Neben diesen Zahlen nehmen sich die 25 Millionen Euro Jahresumsatz der in Gersthofen bei Augsburg angesiedelten Firma Deuter (45 Mitarbeiter) bescheiden aus. Sebastian Schwanhäußer zeigte sich zuversichtlich, dass der im gehobenen Preissegment angesiedelte Outdoor-Spezialist den Anschluss an die angestammten Schwan-Geschäftsfelder zügig schafft.

"Bislang ist Deuter stark auf das Deutschland-Geschäft konzentriert. Wir sehen vor allem im benachbarten europäischen Ausland, aber auch in Asien und den USA enorme Wachstumsmöglichkeiten", sagte Schwanhäußer. Die Franken sehen die Outdoor-Branche insgesamt unmittelbar vor einer Konsolidierung. Vor allem hierzulande gebe es viele kleine Markenhersteller, von denen jedoch nur wenige international tätig seien, sagte Schwanhäußer.

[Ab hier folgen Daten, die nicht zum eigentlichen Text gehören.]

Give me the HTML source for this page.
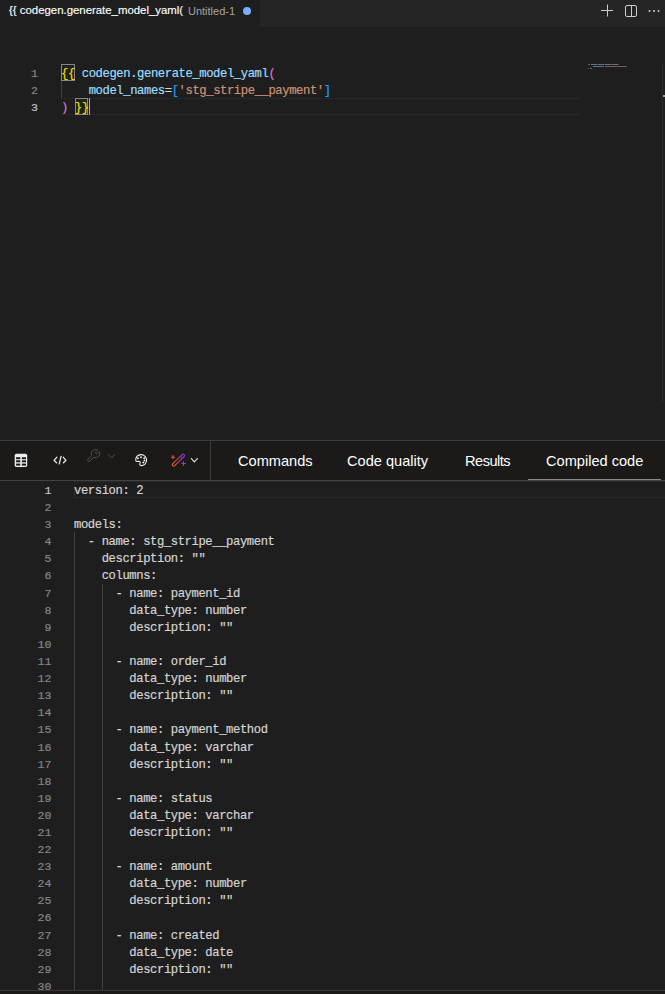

Dass der Schreibgerätehersteller mit dem Einstieg in ein ihm bislang völlig fremdes Geschäftsfeld ein Risiko eingeht, lässt der Unternehmer nur bedingt gelten: "Im Stiftebereich und im Outdoor-Sektor müssen gleichermaßen Marken und Zielgruppen gepflegt werden, und da kennen wir uns aus."

Eigenständig weitergeführt

Von diesem Know-how der Schwan-Gruppe solle nun auch Deuter profitieren. Zudem erhoffe man sich "einen intensiven Know-how-Transfer" innerhalb der drei Unternehmenssparten.

An produktorientierte Kooperationen, etwa den gemeinsamen Vertrieb von Kinderrucksäcken und Farbstiften, sei nicht gedacht. Synergieeffekte könnte es hingegen bei der Erforschung von Trends, dem Erschließen spezieller Zielgruppen sowie bei der Entwicklung und dem Einsatz neuer Materialien und Techniken geben, sagte Schwanhäußer.

Organisatorisch werde Deuter strategisch und operativ eigenständig geführt.

Anstelle des bisherigen Inhabers Michael Franke, der das 1898 gegründete und seit 16 Jahren in seinem Eigentum befindliche Unternehmen nun "aus privaten Gründen" (Schwanhäußer) verkauft habe, wird der bereits bei Deuter tätige Bernd Kullmann die Geschäfte führen. Die Mitarbeiter beider Unternehmen wurden am Donnerstag von der Übernahme unterrichtet.